Federal appeals court says Texas’ floating barriers can remain in Rio Grande for now
Federal appeals court says Texas’ floating barriers can remain in Rio Grande for now





CNN
 — 

The 5th US Circuit Court of Appeals issued a temporary stay Thursday night allowing the state of Texas to keep floating barriers in the Rio Grande.

A lower court judge had ordered Texas to take down the barriers by September 15 at its own expense. The panel’s decision Thursday puts that order on hold while the appeals court considers the case. It means that Texas does not have to start the process of removing the barriers, for now.

The swift ruling by the 5th Circuit comes a day after US District Judge David Ezra wrote that Republican Gov. Greg Abbott needed permission to install the barriers, as dictated by law – a win for the Biden administration.

“Governor Abbott announced that he was not ‘asking for permission’ for Operation Lone Star, the anti-immigration program under which Texas constructed the floating barrier. Unfortunately for Texas, permission is exactly what federal law requires before installing obstructions in the nation’s navigable waters,” Ezra wrote in his ruling. The judge also found Texas’ self-defense argument – that the barriers have been placed in the face of invasion – “unconvincing.”

The controversial border buoys were deployed in the Rio Grande as part Operation Lone Star, Abbott’s border security initiative. In July, the Justice Department sued the state of Texas claiming that the buoys were installed unlawfully and asking the judge to force the state to remove them.

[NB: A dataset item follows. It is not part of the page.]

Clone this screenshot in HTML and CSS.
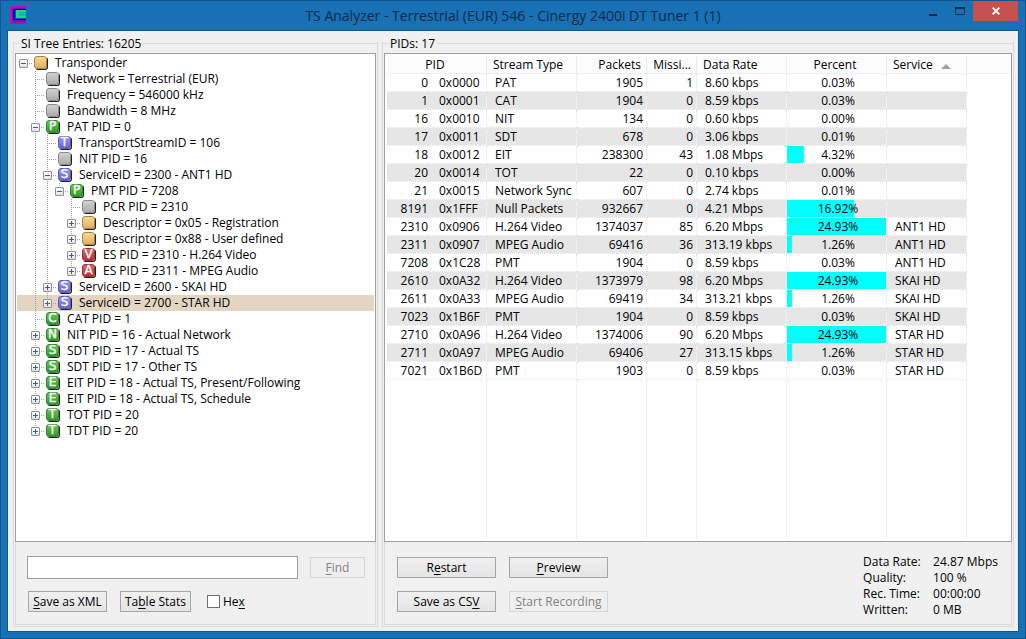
FILE: index.html
```html
<!DOCTYPE html>
<html lang="en">
<head>
<meta charset="utf-8">
<title>TS Analyzer</title>
<link rel="stylesheet" href="styles.css">
</head>
<body>
<div class="window">
  <header class="titlebar">
    <svg class="app-icon" width="16" height="18" viewBox="0 0 16 18" aria-hidden="true">
      <path fill="#a812b8" d="M0 0h16v18H0z"/><path fill="#d0109c" d="M0 1h2v16H0z"/>
      <path fill="#7010c8" d="M2 2h14v14H2z"/>
      <path fill="#1404a4" d="M3 3h13v11H3z"/><path fill="#1848d8" d="M5 4h11v9H5z"/>
      <path fill="#18e068" d="M6 4h10v8H6z"/><path fill="#14b4b4" d="M9 6h7v4H9z"/>
    </svg>
    <h1 class="title">TS Analyzer - Terrestrial (EUR) 546 - Cinergy 2400i DT Tuner 1 (1)</h1>
    <div class="controls">
      <button class="ctl" aria-label="Minimize"><svg width="10" height="12"><path d="M1 10h8" stroke="#0d2a45" stroke-width="2"/></svg></button>
      <button class="ctl" aria-label="Maximize"><svg width="10" height="8"><path d="M.5 1h9v6.500h-9z" fill="none" stroke="#0d2a45"/><path d="M0 1h10" stroke="#0d2a45" stroke-width="2"/></svg></button>
      <button class="ctl close" aria-label="Close"><svg width="8" height="8"><path d="M.7.7l6.600 6.600M7.300.7L.7 7.300" stroke="#fff" stroke-width="1.800"/></svg></button>
    </div>
  </header>
  <main class="client">
    <section class="group group-tree">
      <h2 class="legend">SI Tree Entries: 16205</h2>
      <div class="tree" role="tree">
        <div class="row" role="treeitem" aria-level="1"><span class="j root"><button class="ex" aria-label="Collapse"></button></span><span class="ic tan"></span>Transponder</div>
        <div class="row" role="treeitem" aria-level="2"><span class="g"></span><span class="j"></span><span class="ic"></span>Network = Terrestrial (EUR)</div>
        <div class="row" role="treeitem" aria-level="2"><span class="g"></span><span class="j"></span><span class="ic"></span>Frequency = 546000 kHz</div>
        <div class="row" role="treeitem" aria-level="2"><span class="g"></span><span class="j"></span><span class="ic"></span>Bandwidth = 8 MHz</div>
        <div class="row" role="treeitem" aria-level="2"><span class="g"></span><span class="j"><button class="ex" aria-label="Collapse"></button></span><span class="ic green">P</span>PAT PID = 0</div>
        <div class="row" role="treeitem" aria-level="3"><span class="g"></span><span class="g v"></span><span class="j"></span><span class="ic blue">T</span>TransportStreamID = 106</div>
        <div class="row" role="treeitem" aria-level="3"><span class="g"></span><span class="g v"></span><span class="j"></span><span class="ic"></span>NIT PID = 16</div>
        <div class="row" role="treeitem" aria-level="3"><span class="g"></span><span class="g v"></span><span class="j"><button class="ex" aria-label="Collapse"></button></span><span class="ic blue">S</span>ServiceID = 2300 - ANT1 HD</div>
        <div class="row" role="treeitem" aria-level="4"><span class="g"></span><span class="g v"></span><span class="g v"></span><span class="j last"><button class="ex" aria-label="Collapse"></button></span><span class="ic green">P</span>PMT PID = 7208</div>
        <div class="row" role="treeitem" aria-level="5"><span class="g"></span><span class="g v"></span><span class="g v"></span><span class="g"></span><span class="j"></span><span class="ic"></span>PCR PID = 2310</div>
        <div class="row" role="treeitem" aria-level="5"><span class="g"></span><span class="g v"></span><span class="g v"></span><span class="g"></span><span class="j"><button class="ex plus" aria-label="Expand"></button></span><span class="ic tan"></span>Descriptor = 0x05 - Registration</div>
        <div class="row" role="treeitem" aria-level="5"><span class="g"></span><span class="g v"></span><span class="g v"></span><span class="g"></span><span class="j"><button class="ex plus" aria-label="Expand"></button></span><span class="ic tan"></span>Descriptor = 0x88 - User defined</div>
        <div class="row" role="treeitem" aria-level="5"><span class="g"></span><span class="g v"></span><span class="g v"></span><span class="g"></span><span class="j"><button class="ex plus" aria-label="Expand"></button></span><span class="ic red">V</span>ES PID = 2310 - H.264 Video</div>
        <div class="row" role="treeitem" aria-level="5"><span class="g"></span><span class="g v"></span><span class="g v"></span><span class="g"></span><span class="j last"><button class="ex plus" aria-label="Expand"></button></span><span class="ic red">A</span>ES PID = 2311 - MPEG Audio</div>
        <div class="row" role="treeitem" aria-level="3"><span class="g"></span><span class="g v"></span><span class="j"><button class="ex plus" aria-label="Expand"></button></span><span class="ic blue">S</span>ServiceID = 2600 - SKAI HD</div>
        <div class="row selected" role="treeitem" aria-level="3" aria-selected="true"><span class="g"></span><span class="g v"></span><span class="j last"><button class="ex plus" aria-label="Expand"></button></span><span class="ic blue">S</span>ServiceID = 2700 - STAR HD</div>
        <div class="row" role="treeitem" aria-level="2"><span class="g"></span><span class="j"></span><span class="ic green">C</span>CAT PID = 1</div>
        <div class="row" role="treeitem" aria-level="2"><span class="g"></span><span class="j"><button class="ex plus" aria-label="Expand"></button></span><span class="ic green">N</span>NIT PID = 16 - Actual Network</div>
        <div class="row" role="treeitem" aria-level="2"><span class="g"></span><span class="j"><button class="ex plus" aria-label="Expand"></button></span><span class="ic green">S</span>SDT PID = 17 - Actual TS</div>
        <div class="row" role="treeitem" aria-level="2"><span class="g"></span><span class="j"><button class="ex plus" aria-label="Expand"></button></span><span class="ic green">S</span>SDT PID = 17 - Other TS</div>
        <div class="row" role="treeitem" aria-level="2"><span class="g"></span><span class="j"><button class="ex plus" aria-label="Expand"></button></span><span class="ic green">E</span>EIT PID = 18 - Actual TS, Present/Following</div>
        <div class="row" role="treeitem" aria-level="2"><span class="g"></span><span class="j"><button class="ex plus" aria-label="Expand"></button></span><span class="ic green">E</span>EIT PID = 18 - Actual TS, Schedule</div>
        <div class="row" role="treeitem" aria-level="2"><span class="g"></span><span class="j"><button class="ex plus" aria-label="Expand"></button></span><span class="ic green">T</span>TOT PID = 20</div>
        <div class="row" role="treeitem" aria-level="2"><span class="g"></span><span class="j last"><button class="ex plus" aria-label="Expand"></button></span><span class="ic green">T</span>TDT PID = 20</div>
      </div>
      <div class="panel panel-tree">
        <div class="line">
          <input class="search" type="text" aria-label="Find text">
          <button class="btn find" disabled><u>F</u>ind</button>
        </div>
        <div class="line line-actions">
          <button class="btn xml"><u>S</u>ave as XML</button>
          <button class="btn stats">Ta<u>b</u>le Stats</button>
          <label class="check"><input type="checkbox"><span>He<u>x</u></span></label>
        </div>
      </div>
    </section>
    <section class="group group-pids">
      <h2 class="legend">PIDs: 17</h2>
      <div class="list">
        <table class="pids">
          <colgroup><col class="c-pid"><col class="c-hex"><col class="c-type"><col class="c-packets"><col class="c-missing"><col class="c-rate"><col class="c-percent"><col class="c-service"><col></colgroup>
          <thead>
            <tr><th class="mid" colspan="2">PID</th><th>Stream Type</th><th class="num">Packets</th><th class="num">Missi...</th><th>Data Rate</th><th class="mid">Percent</th><th>Service<span class="sort"></span></th><th></th></tr>
          </thead>
          <tbody>
            <tr><td>0</td><td>0x0000</td><td>PAT</td><td>1905</td><td>1</td><td>8.60 kbps</td><td>0.03%</td><td></td><td></td></tr>
            <tr><td>1</td><td>0x0001</td><td>CAT</td><td>1904</td><td>0</td><td>8.59 kbps</td><td>0.03%</td><td></td><td></td></tr>
            <tr><td>16</td><td>0x0010</td><td>NIT</td><td>134</td><td>0</td><td>0.60 kbps</td><td>0.00%</td><td></td><td></td></tr>
            <tr><td>17</td><td>0x0011</td><td>SDT</td><td>678</td><td>0</td><td>3.06 kbps</td><td>0.01%</td><td></td><td></td></tr>
            <tr><td>18</td><td>0x0012</td><td>EIT</td><td>238300</td><td>43</td><td>1.08 Mbps</td><td style="--bar:17%">4.32%</td><td></td><td></td></tr>
            <tr><td>20</td><td>0x0014</td><td>TOT</td><td>22</td><td>0</td><td>0.10 kbps</td><td>0.00%</td><td></td><td></td></tr>
            <tr><td>21</td><td>0x0015</td><td>Network Sync</td><td>607</td><td>0</td><td>2.74 kbps</td><td>0.01%</td><td></td><td></td></tr>
            <tr><td>8191</td><td>0x1FFF</td><td>Null Packets</td><td>932667</td><td>0</td><td>4.21 Mbps</td><td style="--bar:68%">16.92%</td><td></td><td></td></tr>
            <tr><td>2310</td><td>0x0906</td><td>H.264 Video</td><td>1374037</td><td>85</td><td>6.20 Mbps</td><td style="--bar:100%">24.93%</td><td>ANT1 HD</td><td></td></tr>
            <tr><td>2311</td><td>0x0907</td><td>MPEG Audio</td><td>69416</td><td>36</td><td>313.19 kbps</td><td style="--bar:5%">1.26%</td><td>ANT1 HD</td><td></td></tr>
            <tr><td>7208</td><td>0x1C28</td><td>PMT</td><td>1904</td><td>0</td><td>8.59 kbps</td><td>0.03%</td><td>ANT1 HD</td><td></td></tr>
            <tr><td>2610</td><td>0x0A32</td><td>H.264 Video</td><td>1373979</td><td>98</td><td>6.20 Mbps</td><td style="--bar:100%">24.93%</td><td>SKAI HD</td><td></td></tr>
            <tr><td>2611</td><td>0x0A33</td><td>MPEG Audio</td><td>69419</td><td>34</td><td>313.21 kbps</td><td style="--bar:5%">1.26%</td><td>SKAI HD</td><td></td></tr>
            <tr><td>7023</td><td>0x1B6F</td><td>PMT</td><td>1904</td><td>0</td><td>8.59 kbps</td><td>0.03%</td><td>SKAI HD</td><td></td></tr>
            <tr><td>2710</td><td>0x0A96</td><td>H.264 Video</td><td>1374006</td><td>90</td><td>6.20 Mbps</td><td style="--bar:100%">24.93%</td><td>STAR HD</td><td></td></tr>
            <tr><td>2711</td><td>0x0A97</td><td>MPEG Audio</td><td>69406</td><td>27</td><td>313.15 kbps</td><td style="--bar:5%">1.26%</td><td>STAR HD</td><td></td></tr>
            <tr><td>7021</td><td>0x1B6D</td><td>PMT</td><td>1903</td><td>0</td><td>8.59 kbps</td><td>0.03%</td><td>STAR HD</td><td></td></tr>
            <tr class="rest"><td></td><td></td><td></td><td></td><td></td><td></td><td></td><td></td><td></td></tr>
          </tbody>
        </table>
      </div>
      <div class="panel panel-pids">
        <div class="actions">
          <button class="btn">R<u>e</u>start</button>
          <button class="btn"><u>P</u>review</button>
          <button class="btn">Save as CS<u>V</u></button>
          <button class="btn" disabled><u>S</u>tart Recording</button>
        </div>
        <dl class="status">
          <dt>Data Rate:</dt><dd>24.87 Mbps</dd>
          <dt>Quality:</dt><dd>100 %</dd>
          <dt>Rec. Time:</dt><dd>00:00:00</dd>
          <dt>Written:</dt><dd>0 MB</dd>
        </dl>
      </div>
    </section>
  </main>
</div>
</body>
</html>
```
FILE: styles.css
```css
* { box-sizing: border-box; }
body {
  margin: 0;
  font: 12px/16px "Open Sans", "Noto Sans", sans-serif;
  color: #000;
}
button, input { font: inherit; color: inherit; }
h1, h2 { margin: 0; font-weight: 400; }

.window {
  display: flex;
  flex-direction: column;
  min-height: 100vh;
  padding: 0 7px 7px;
  background: #1870b5;
  border: 1px solid #0f558f;
}
.titlebar {
  display: grid;
  grid-template-columns: 138px 1fr 138px;
  height: 30px;
}
.app-icon { margin: 5px 0 0 2px; }
.title {
  font-size: 14px;
  line-height: 30px;
  text-align: center;
  white-space: nowrap;
  color: #0d2a45;
}
.controls { display: flex; justify-content: flex-end; align-items: flex-start; }
.ctl {
  display: flex;
  align-items: center;
  justify-content: center;
  width: 27px;
  height: 20px;
  padding: 0;
  border: 0;
  background: none;
}
.close { width: 45px; background: #c75050; }

.client {
  flex: 1;
  display: grid;
  grid-template-columns: 365fr 632fr;
  gap: 4px;
  padding: 4px 4px 4px 5px;
  background: #f0f0f0;
  outline: 1px solid #0f558f;
}
.group {
  display: flex;
  flex-direction: column;
  min-width: 0;
  padding: 0 1px 1px;
  border: solid #dcdcdc;
  border-width: 0 1px 1px;
  border-image: linear-gradient(transparent 8px, #dcdcdc 8px) 1;
  background: linear-gradient(#dcdcdc, #dcdcdc) 0 8px / 100% 1px no-repeat;
}
.legend {
  align-self: flex-start;
  margin-left: 4px;
  padding: 0 2px;
  height: 18px;
  font-size: 12px;
  line-height: 18px;
  background: #f0f0f0;
}
.tree, .list {
  flex: 1;
  border: 1px solid #a0a0a0;
  background: #fff;
}
.tree { padding: 1px; }
.row { display: flex; height: 16px; white-space: nowrap; }
.selected { background: #e4d5c2; }

.g, .j {
  --dots: repeating-linear-gradient(#a0a0a0 0 1px, transparent 1px 2px);
  flex: none;
  width: 12px;
  background-repeat: no-repeat;
}
.v { background-image: var(--dots); background-size: 1px 100%; background-position: 6px 0; }
.j {
  width: 17px;
  padding: 4px 2px;
  background-image: var(--dots), repeating-linear-gradient(90deg, #a0a0a0 0 1px, transparent 1px 2px);
  background-size: 1px 100%, 10px 1px;
  background-position: 6px 0, 6px 8px;
}
.last { background-size: 1px 8px, 10px 1px; }
.root { background-size: 0 0, 10px 1px; }
.ex {
  display: block;
  width: 9px;
  height: 9px;
  padding: 0;
  border: 1px solid #919191;
  border-radius: 1px;
  background: linear-gradient(#3d5a9e, #3d5a9e) center / 5px 1px no-repeat, linear-gradient(#fff, #e4e4e4);
}
.plus {
  background: linear-gradient(#3d5a9e, #3d5a9e) center / 5px 1px no-repeat, linear-gradient(#3d5a9e, #3d5a9e) center / 1px 5px no-repeat, linear-gradient(#fff, #e4e4e4);
}
.ic {
  flex: none;
  width: 13px;
  height: 13px;
  margin: 1px 8px 0 0;
  border: 1px solid #8a8a8a;
  border-radius: 3px;
  background: linear-gradient(#d2d2d2, #acacac);
  box-shadow: 1px 1px 0 #222;
  color: #fff;
  font: 12px/11px "DejaVu Sans", sans-serif;
  -webkit-text-stroke: 0.3px #fff;
  display: flex;
  justify-content: center;
}
.tan { border-color: #a8854a; background: linear-gradient(#fad898, #e6ae55); }
.green { border-color: #2b8a2b; background: linear-gradient(#72c060, #2a9e20); }
.blue { border-color: #5a5ac0; background: linear-gradient(#9a9aec, #6262d4); }
.red { border-color: #a03030; background: linear-gradient(#d86a6a, #b83030); }

.panel {
  height: 83px;
  border: 1px solid #dcdcdc;
  border-top: 0;
}
.panel-tree { padding: 14px 10px 0 11px; }
.line { display: flex; align-items: center; }
.search {
  flex: 1;
  min-width: 0;
  height: 23px;
  padding: 0 4px;
  border: 1px solid #a0a0a0;
  background: #fff;
}
.btn {
  height: 21px;
  padding: 0;
  border: 1px solid #a6a6a6;
  background: linear-gradient(#f0f0f0, #e4e4e4);
  line-height: 19px;
  white-space: nowrap;
}
.btn:disabled { border-color: #d6d6d6; background: #efefef; color: #838383; }
u { text-underline-offset: 2px; }
.find { width: 55px; margin-left: 12px; }
.line-actions { gap: 13px; margin-top: 12px; padding-left: 1px; }
.xml { width: 79px; }
.stats { width: 71px; }
.check { display: flex; align-items: center; gap: 3px; margin-left: 3px; }
.check input {
  appearance: none;
  width: 13px;
  height: 13px;
  margin: 0;
  border: 1px solid #707070;
  background: #fff;
}

.list { display: flex; padding: 2px; }
.pids {
  width: 100%;
  table-layout: fixed;
  border-collapse: separate;
  border-spacing: 0;
}
.c-pid { width: 41px; }
.c-hex { width: 59px; }
.c-type { width: 90px; }
.c-packets { width: 70px; }
.c-missing { width: 50px; }
.c-rate { width: 90px; }
.c-percent { width: 100px; }
.c-service { width: 80px; }
.pids th {
  height: 17px;
  padding: 1px 5px 0 6px;
  border-right: 1px solid #e3edf7;
  border-bottom: 1px solid #e8eef5;
  background: #fcfcfc;
  font-weight: 400;
  line-height: 16px;
  text-align: left;
  white-space: nowrap;
}
.pids td {
  height: 18px;
  padding: 0 3px 0 8px;
  border-right: 1px dotted #e2e2e2;
  border-bottom: 1px dotted #e2e2e2;
  line-height: 17px;
  white-space: nowrap;
}
.pids .mid { padding: 1px 3px 0 0; text-align: center; }
.pids td:nth-child(7) { padding: 0 0 0 3px; text-align: center; }
.pids .num, .pids td:nth-child(4), .pids td:nth-child(5) { text-align: right; }
.pids td:nth-child(1) { padding: 0; border-right: 0; text-align: right; }
.pids td:nth-child(2) { padding-left: 11px; }
.pids td:nth-child(7) {
  background-image: linear-gradient(#0ff, #0ff);
  background-repeat: no-repeat;
  background-size: var(--bar, 0) 100%;
  background-clip: padding-box;
}
.pids td:last-child, .pids th:last-child { border-right: 0; }
.pids td:last-child { border-bottom: 0; }
.pids tr:nth-child(even):not(.rest) td:not(:last-child) { background-color: #e6e6e6; background-clip: padding-box; }
.pids .rest td { height: auto; border-bottom: 0; }
.sort {
  display: inline-block;
  margin-left: 8px;
  border: 5px solid transparent;
  border-top: 0;
  border-bottom: 5px solid #a0a0a0;
}

.panel-pids {
  display: flex;
  justify-content: space-between;
  padding: 12px 13px 0 12px;
}
.actions { display: grid; grid-template-columns: 99px 99px; gap: 13px; align-content: start; padding-top: 3px; }
.status {
  display: grid;
  grid-template-columns: 70px auto;
  align-content: start;
  margin: 0;
  white-space: nowrap;
}
.status dd { margin: 0; }
```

In the lawsuit, filed in US District Court in the Western District of Texas, the Justice Department alleged that Texas and Abbott violated the Rivers and Harbors Appropriation Act by building a structure in US water without permission from United States Army Corps of Engineers and sought an injunction to bar Texas from building additional barriers in the river. The Republican governor, meanwhile, has argued the buoys are intended to deter migrants from crossing into the state from Mexico.

Texas, meanwhile, maintained it had constitutional authority to deploy the floating barriers. Ezra at times requested that the state’s attorneys focus on the buoys and not dive into other issues like fentanyl and overall illegal immigration on the US southern border.

This story has been updated with additional details.